Même André Boisclair n’est pas allé aussi loin que sa successeure à tête du PQ dans l’art de courtiser l’électorat traditionnel de l’ADQ. «Nous n'avons pas peur d'affirmer ce que nous sommes», a-t-elle déclaré, fin novembre, devant des dizaines de militants surexcités, rassemblés lors d’un colloque sur le développement culturel organisé à Montréal.
L’atelier principal, qui s’est tenu sous le slogan «Le renforcement de la langue française au Québec et à Montréal», s’est transformé en un défouloir public des partisans d’un durcissement de la loi. Une collaboratrice de Pauline Marois n’a pas résisté devant l’envie d’étaler tout son énervement. Raison : elle ne peut « s’acheter un baguel en français ». Authentique! Des paroles qui nous ramènent aux journées houleuses des consultations autour des accommodements raisonnables.
Après l’idée d’un contrat moral que devrait signer chaque nouvel arrivant et celle d’une citoyenneté à rabais pour les immigrants récalcitrants à l’idée d’assimiler la langue française, deux projets qui ont vite fait pschitt !, voilà que les Péquistes nous remettent ça avec une revendication parmi les plus musclées, oubliant que, quelques jours auparavant, la Cour suprême du Canada, donc le plus haut tribunal du pays, a dénoncé la Loi 104 comme injuste et inappropriée. Celle-ci avait été adoptée en 2002 pour colmater une brèche dans la Loi 101. À présent, elle est déclarée inconstitutionnelle, car « elle viole le droit fondamental des enfants d’immigrants et des enfants de Québécois de souche de poursuivre leurs études à l’école publique anglaise après avoir fréquenté l’école privée anglaise non subventionnée durant une année ». Ni plus ni moins.
Si les immigrants font des mains et des pieds pour contourner la loi en question, en envoyant leur progéniture dans des écoles anglophones, que ce soit au Québec (écoles non-subventionnées) ou ailleurs, c’est qu’ils ont leurs raisons. Le comble est que le PQ ne cherche même pas à les connaitre. Que peut offrir Pauline Marois aux immigrants auxquels ont refuse la première expérience professionnelle tant désirée because quelques lacunes avérées dans la langue de Shakespeare ? De la compassion ? Malheureusement, ça ne mène pas loin...
Permettez-moi de reprendre une demande proclamée au lendemain de la Seconde Guerre mondiale par les peuples d’Europe centrale et orientale, à l’heure où tout le monde avait les yeux rivés sur les discussions de Yalta : « Rien ne se fera sans nous ! ». Autrement dit, inutile de discuter de notre avenir sans nous.

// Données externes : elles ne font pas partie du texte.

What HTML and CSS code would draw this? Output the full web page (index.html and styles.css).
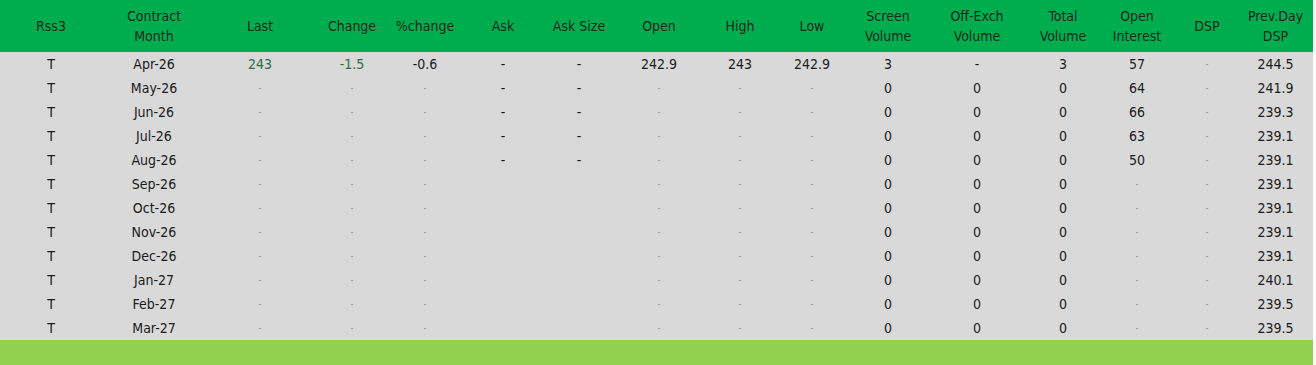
FILE: index.html
```html
<!DOCTYPE html>
<html>
<head>
<meta charset="utf-8">
<link rel="stylesheet" href="styles.css">
</head>
<body>
<table class="grid">
<colgroup>
<col class="c-code"><col class="c-month"><col class="c-last"><col class="c-change"><col class="c-pct"><col class="c-ask"><col class="c-asksize"><col class="c-open"><col class="c-high"><col class="c-low"><col class="c-screen"><col class="c-offex"><col class="c-total"><col class="c-oi"><col class="c-dsp"><col class="c-prev">
</colgroup>
<thead>
<tr>
<th>Rss3</th><th>Contract<br>Month</th><th>Last</th><th>Change</th><th>%change</th><th>Ask</th><th>Ask Size</th><th>Open</th><th>High</th><th>Low</th><th>Screen<br>Volume</th><th>Off-Exch<br>Volume</th><th>Total<br>Volume</th><th>Open<br>Interest</th><th>DSP</th><th>Prev.Day<br>DSP</th>
</tr>
</thead>
<tbody>
<tr><td>T</td><td>Apr-26</td><td class="up">243</td><td class="up">-1.5</td><td>-0.6</td><td>-</td><td>-</td><td>242.9</td><td>243</td><td>242.9</td><td>3</td><td>-</td><td>3</td><td>57</td><td class="nil">-</td><td>244.5</td></tr>
<tr><td>T</td><td>May-26</td><td class="nil">-</td><td class="nil">-</td><td class="nil">-</td><td>-</td><td>-</td><td class="nil">-</td><td class="nil">-</td><td class="nil">-</td><td>0</td><td>0</td><td>0</td><td>64</td><td class="nil">-</td><td>241.9</td></tr>
<tr><td>T</td><td>Jun-26</td><td class="nil">-</td><td class="nil">-</td><td class="nil">-</td><td>-</td><td>-</td><td class="nil">-</td><td class="nil">-</td><td class="nil">-</td><td>0</td><td>0</td><td>0</td><td>66</td><td class="nil">-</td><td>239.3</td></tr>
<tr><td>T</td><td>Jul-26</td><td class="nil">-</td><td class="nil">-</td><td class="nil">-</td><td>-</td><td>-</td><td class="nil">-</td><td class="nil">-</td><td class="nil">-</td><td>0</td><td>0</td><td>0</td><td>63</td><td class="nil">-</td><td>239.1</td></tr>
<tr><td>T</td><td>Aug-26</td><td class="nil">-</td><td class="nil">-</td><td class="nil">-</td><td>-</td><td>-</td><td class="nil">-</td><td class="nil">-</td><td class="nil">-</td><td>0</td><td>0</td><td>0</td><td>50</td><td class="nil">-</td><td>239.1</td></tr>
<tr><td>T</td><td>Sep-26</td><td class="nil">-</td><td class="nil">-</td><td class="nil">-</td><td></td><td></td><td class="nil">-</td><td class="nil">-</td><td class="nil">-</td><td>0</td><td>0</td><td>0</td><td class="nil">-</td><td class="nil">-</td><td>239.1</td></tr>
<tr><td>T</td><td>Oct-26</td><td class="nil">-</td><td class="nil">-</td><td class="nil">-</td><td></td><td></td><td class="nil">-</td><td class="nil">-</td><td class="nil">-</td><td>0</td><td>0</td><td>0</td><td class="nil">-</td><td class="nil">-</td><td>239.1</td></tr>
<tr><td>T</td><td>Nov-26</td><td class="nil">-</td><td class="nil">-</td><td class="nil">-</td><td></td><td></td><td class="nil">-</td><td class="nil">-</td><td class="nil">-</td><td>0</td><td>0</td><td>0</td><td class="nil">-</td><td class="nil">-</td><td>239.1</td></tr>
<tr><td>T</td><td>Dec-26</td><td class="nil">-</td><td class="nil">-</td><td class="nil">-</td><td></td><td></td><td class="nil">-</td><td class="nil">-</td><td class="nil">-</td><td>0</td><td>0</td><td>0</td><td class="nil">-</td><td class="nil">-</td><td>239.1</td></tr>
<tr><td>T</td><td>Jan-27</td><td class="nil">-</td><td class="nil">-</td><td class="nil">-</td><td></td><td></td><td class="nil">-</td><td class="nil">-</td><td class="nil">-</td><td>0</td><td>0</td><td>0</td><td class="nil">-</td><td class="nil">-</td><td>240.1</td></tr>
<tr><td>T</td><td>Feb-27</td><td class="nil">-</td><td class="nil">-</td><td class="nil">-</td><td></td><td></td><td class="nil">-</td><td class="nil">-</td><td class="nil">-</td><td>0</td><td>0</td><td>0</td><td class="nil">-</td><td class="nil">-</td><td>239.5</td></tr>
<tr><td>T</td><td>Mar-27</td><td class="nil">-</td><td class="nil">-</td><td class="nil">-</td><td></td><td></td><td class="nil">-</td><td class="nil">-</td><td class="nil">-</td><td>0</td><td>0</td><td>0</td><td class="nil">-</td><td class="nil">-</td><td>239.5</td></tr>
</tbody>
<tfoot>
<tr><td colspan="16"></td></tr>
</tfoot>
</table>
</body>
</html>
```
FILE: styles.css
```css
html, body {
  margin: 0;
  padding: 0;
  background: #ffffff;
}

.grid {
  width: 1313px;
  border-collapse: collapse;
  border-spacing: 0;
  table-layout: fixed;
  font-family: "DejaVu Sans Condensed", "DejaVu Sans", sans-serif;
  font-size: 14px;
  color: #1b1b1b;
}

.c-code { width: 102px; }
.c-month { width: 104px; }
.c-last { width: 108px; }
.c-change { width: 76px; }
.c-pct { width: 70px; }
.c-ask { width: 86px; }
.c-asksize { width: 66px; }
.c-open { width: 94px; }
.c-high { width: 68px; }
.c-low { width: 76px; }
.c-screen { width: 76px; }
.c-offex { width: 102px; }
.c-total { width: 70px; }
.c-oi { width: 78px; }
.c-dsp { width: 62px; }
.c-prev { width: 75px; }

.grid th {
  background: #00ad4e;
  color: #1a2a1e;
  font-weight: normal;
  height: 52px;
  padding: 0;
  line-height: 20px;
  text-align: center;
  vertical-align: middle;
}

.grid td {
  background: #d9d9d9;
  height: 24px;
  padding: 0;
  line-height: 24px;
  text-align: center;
  vertical-align: middle;
}

.grid td.up {
  color: #2a6e47;
}

.grid td.nil {
  color: #8a8a8a;
  font-size: 9px;
}

.grid tfoot td {
  background: #92d050;
  height: 25px;
}
```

Il serait plus judicieux d’ouvrir des dossiers intéressant les communautés culturelles le jour où leurs représentants auront leur mot à dire dans les instances de l’État québécois. D’ici là, les immigrants savent bien ce qui leur convient : sortir de la précarité le plus vite possible. Et si la solution passe par l’assimilation des rudiments de la langue anglaise, le plaisir ne serait que plus grand.
Curieusement, la dimension « intégration professionnelle » (des immigrants…Cela va de soi…) a vite été évacuée du débat inter-péquiste, alors que la formation de Pauline Marois porte une grande responsabilité dans la précarisation que connaissent divers groupes ethniques. Au lieu de cela, on nous sert de nouveaux interdits. Pourtant, dans son rapport final, la Commission Bouchard-Taylor y voit là l’une des sources du malaise persistant au sein de certaines communautés.
Il faut s’attendre au pire. Je doute que l’exemple de la Suisse qui vient d’interdire la construction de minarets ne trotte pas dans la tête d’un dirigeant du Parti québécois. Au cas où on ne trouverait pas de prétexte valable, on pourrait toujours brandir la sacro-sainte laïcité…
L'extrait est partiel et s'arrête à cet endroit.